Jenny Brown replied:
> I'm trying to think of one that didn't. Obviously, to start a list, the
> Brits in India, the Brits in the Americas, the French in the Americas, the
> Americans with African slaves and again and again with Black culture--to
the
> point that Bernice Johnson Reagon of SNCC once said (to exasperated gasps
> from the audience) that America is, culturally, a Black country.
And the Americans put a Native American on the penny (and a bison on the nickel). This isn't a subject I know much about, but it seems that all kinds of contradictory imagery concerning native peoples shows up in American popular culture.

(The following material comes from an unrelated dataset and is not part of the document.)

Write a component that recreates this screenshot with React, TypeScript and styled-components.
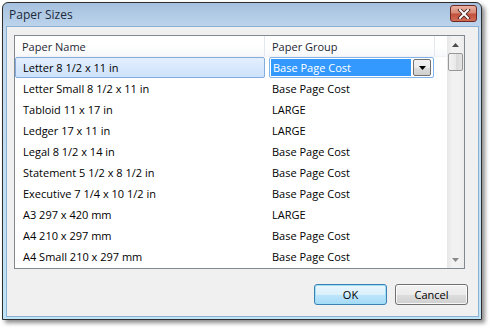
import React from 'react'
import styled, { createGlobalStyle } from 'styled-components'

const GlobalStyle = createGlobalStyle`
  html, body {
    margin: 0;
    padding: 0;
    background: #ffffff;
  }
  body {
    font-family: 'Open Sans', 'Liberation Sans', sans-serif;
    font-size: 11px;
    color: #000;
  }
`

interface PaperRow {
  name: string
  group: string
}

const rows: PaperRow[] = [
  { name: 'Letter 8 1/2 x 11 in', group: 'Base Page Cost' },
  { name: 'Letter Small 8 1/2 x 11 in', group: 'Base Page Cost' },
  { name: 'Tabloid 11 x 17 in', group: 'LARGE' },
  { name: 'Ledger 17 x 11 in', group: 'LARGE' },
  { name: 'Legal 8 1/2 x 14 in', group: 'Base Page Cost' },
  { name: 'Statement 5 1/2 x 8 1/2 in', group: 'Base Page Cost' },
  { name: 'Executive 7 1/4 x 10 1/2 in', group: 'Base Page Cost' },
  { name: 'A3 297 x 420 mm', group: 'LARGE' },
  { name: 'A4 210 x 297 mm', group: 'Base Page Cost' },
  { name: 'A4 Small 210 x 297 mm', group: 'Base Page Cost' },
]

export default function App() {
  return (
    <Stage>
      <GlobalStyle />
      <Window>
        <TitleBar>
          <Title>Paper Sizes</Title>
          <CloseButton>
            <svg width="14" height="10" viewBox="0 0 14 10">
              <path
                d="M3 1 L11 9 M11 1 L3 9"
                stroke="#3d1a18"
                strokeWidth="3.6"
                strokeLinecap="square"
              />
              <path
                d="M3 1 L11 9 M11 1 L3 9"
                stroke="#ffffff"
                strokeWidth="2"
                strokeLinecap="square"
              />
            </svg>
          </CloseButton>
        </TitleBar>
        <Client>
          <ListView>
            <Grid>
              <HeaderRow>
                <HeaderCell $width={250}>Paper Name</HeaderCell>
                <HeaderCell $width={170}>Paper Group</HeaderCell>
                <HeaderFiller />
              </HeaderRow>
              {rows.map((r, i) => (
                <Row key={r.name}>
                  <NameCell $selected={i === 0}>{r.name}</NameCell>
                  {i === 0 ? (
                    <ComboCell>
                      <Combo>
                        <ComboText>{r.group}</ComboText>
                        <ComboButton>
                          <svg width="7" height="4" viewBox="0 0 7 4">
                            <path d="M0 0 H7 L3.5 4 Z" fill="#000" />
                          </svg>
                        </ComboButton>
                      </Combo>
                    </ComboCell>
                  ) : (
                    <GroupCell>{r.group}</GroupCell>
                  )}
                </Row>
              ))}
            </Grid>
            <ScrollBar>
              <ScrollArrow>
                <svg width="7" height="4" viewBox="0 0 7 4">
                  <path d="M0 4 H7 L3.5 0 Z" fill="#4d4d4d" />
                </svg>
              </ScrollArrow>
              <Thumb />
              <Track />
              <ScrollArrow>
                <svg width="7" height="4" viewBox="0 0 7 4">
                  <path d="M0 0 H7 L3.5 4 Z" fill="#8a8a8a" />
                </svg>
              </ScrollArrow>
            </ScrollBar>
          </ListView>
          <ButtonBar>
            <DialogButton $default>OK</DialogButton>
            <DialogButton>Cancel</DialogButton>
          </ButtonBar>
        </Client>
      </Window>
    </Stage>
  )
}

/* Styles */
const Stage = styled.div`
  width: 490px;
  height: 329px;
  padding: 2px 0 0 2px;
  box-sizing: border-box;
  overflow: hidden;
`

const Window = styled.div`
  width: 480px;
  height: 318px;
  box-sizing: border-box;
  border: 1px solid #2e2e2e;
  border-radius: 6px 6px 0 0;
  background: linear-gradient(#a6c1de, #b9d1ea 20px, #c2d8ee 26px, #bfe3f7);
  padding: 0 2px 2px 3px;
  display: flex;
  flex-direction: column;
  box-shadow: 3px 3px 4px rgba(0, 0, 0, 0.45);
`

const TitleBar = styled.div`
  height: 23px;
  display: flex;
  align-items: flex-start;
  justify-content: space-between;
  padding: 0 2px 0 3px;
`

const Title = styled.div`
  font-size: 12px;
  color: #1c2a3c;
  margin-top: 3px;
`

const CloseButton = styled.div`
  margin-top: 2px;
  width: 25px;
  height: 15px;
  border: 1px solid #6b2a24;
  border-radius: 3px;
  background: linear-gradient(#eab2a4, #d88a76 45%, #c2503c 55%, #d36d58);
  display: flex;
  align-items: center;
  justify-content: center;
`

const Client = styled.div`
  flex: 1;
  background: #f0f0f0;
  border: 1px solid #8ab0d4;
  padding: 8px 13px 0 7px;
  display: flex;
  flex-direction: column;
`

const ListView = styled.div`
  height: 234px;
  box-sizing: border-box;
  border: 1px solid #828790;
  background: #fff;
  display: flex;
  overflow: hidden;
`

const Grid = styled.div`
  flex: 1;
  display: flex;
  flex-direction: column;
  overflow: hidden;
`

const HeaderRow = styled.div`
  height: 21px;
  flex-shrink: 0;
  display: flex;
  background: linear-gradient(#ffffff, #ffffff 50%, #f7f8fa);
  border-bottom: 1px solid #f3f3f3;
  box-sizing: border-box;
`

const HeaderCell = styled.div<{ $width: number }>`
  width: ${p => p.$width}px;
  flex-shrink: 0;
  box-sizing: border-box;
  padding-left: 7px;
  border-right: 1px solid #e3e8ef;
  line-height: 21px;
  color: #1e2733;
`

const HeaderFiller = styled.div`
  flex: 1;
`

const Row = styled.div`
  height: 21px;
  flex-shrink: 0;
  display: flex;
  align-items: stretch;
`

const NameCell = styled.div<{ $selected?: boolean }>`
  width: 250px;
  flex-shrink: 0;
  box-sizing: border-box;
  padding-left: 7px;
  line-height: 19px;
  border: 1px solid ${p => (p.$selected ? '#84acdd' : 'transparent')};
  border-radius: 2px;
  background: ${p =>
    p.$selected ? 'linear-gradient(#e3effd, #cde2fc)' : 'transparent'};
`

const GroupCell = styled.div`
  padding-left: 7px;
  line-height: 21px;
`

const ComboCell = styled.div`
  padding-left: 4px;
  display: flex;
`

const Combo = styled.div`
  width: 165px;
  height: 21px;
  box-sizing: border-box;
  border: 1px solid #7eb4ea;
  border-radius: 2px;
  background: #fff;
  display: flex;
  align-items: center;
  padding: 0 1px 0 1px;
  gap: 2px;
`

const ComboText = styled.div`
  width: 140px;
  height: 17px;
  background: #3399ff;
  color: #fff;
  line-height: 17px;
  padding-left: 2px;
  box-sizing: border-box;
`

const ComboButton = styled.div`
  width: 18px;
  height: 17px;
  box-sizing: border-box;
  border: 1px solid #707070;
  border-radius: 2px;
  background: linear-gradient(#f2f2f2, #ebebeb 50%, #dddddd 51%, #cfcfcf);
  display: flex;
  align-items: center;
  justify-content: center;
`

const ScrollBar = styled.div`
  width: 17px;
  flex-shrink: 0;
  display: flex;
  flex-direction: column;
  background: linear-gradient(90deg, #e6e6e6, #f2f2f2 30%, #f2f2f2 70%, #ececec);
`

const ScrollArrow = styled.div`
  height: 17px;
  flex-shrink: 0;
  display: flex;
  align-items: center;
  justify-content: center;
`

const Thumb = styled.div`
  height: 16px;
  margin: 0 1px;
  border: 1px solid #979797;
  border-radius: 2px;
  background: linear-gradient(90deg, #f3f3f3, #e9e9e9 50%, #d9d9d9 51%, #e4e4e4);
`

const Track = styled.div`
  flex: 1;
`

const ButtonBar = styled.div`
  display: flex;
  justify-content: flex-end;
  gap: 8px;
  margin-top: 15px;
  margin-right: -3px;
`

const DialogButton = styled.div<{ $default?: boolean }>`
  width: 73px;
  height: 21px;
  box-sizing: border-box;
  border: 1px solid ${p => (p.$default ? '#3c7fb1' : '#707070')};
  border-radius: 3px;
  box-shadow: inset 0 0 0 1px
    ${p => (p.$default ? '#9fe0f7' : 'rgba(255,255,255,0.8)')};
  background: ${p =>
    p.$default
      ? 'linear-gradient(#eaf6fd, #d9f0fc 50%, #bee6fd 51%, #a7d9f5)'
      : 'linear-gradient(#f2f2f2, #ebebeb 50%, #dddddd 51%, #cfcfcf)'};
  display: flex;
  align-items: center;
  justify-content: center;
  color: #000;
`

Also, isn't it more complicated than one people "robbing" from another? Is "culture" something that each ethnic or racial group needs to keep locked up in a box, and that no one else can have? No one can stop cultural exchanges from happening, anyway. I think a lot of this borrowing happens initially at "street level," through person-to-person contact between ordinary people belonging to the oppressing and the oppressed group. Cultural cross-pollination of this kind is actually a good thing. Couldn't it be said, for example, that the "appropriation" of aspects of black culture by white Americans helped in some way to erode segregation? What did blacks lose by the fact that many whites found aspects of black culture attractive, and chose to imitate and adapt them? (It's also well-known that members of minority or oppressed groups, especially elites, will imitate and adapt aspects of the dominant culture).
There are outrageous injustices, of course, as there always are. I think, for example, of black blues artists who died in poverty while white rock stars got rich playing their songs. The problem there, though, isn't the cultural cross-pollination itself, but the social and economic structure of the society within which it occured.
Anyway, I don't see what's wrong with Israelis eating falafel.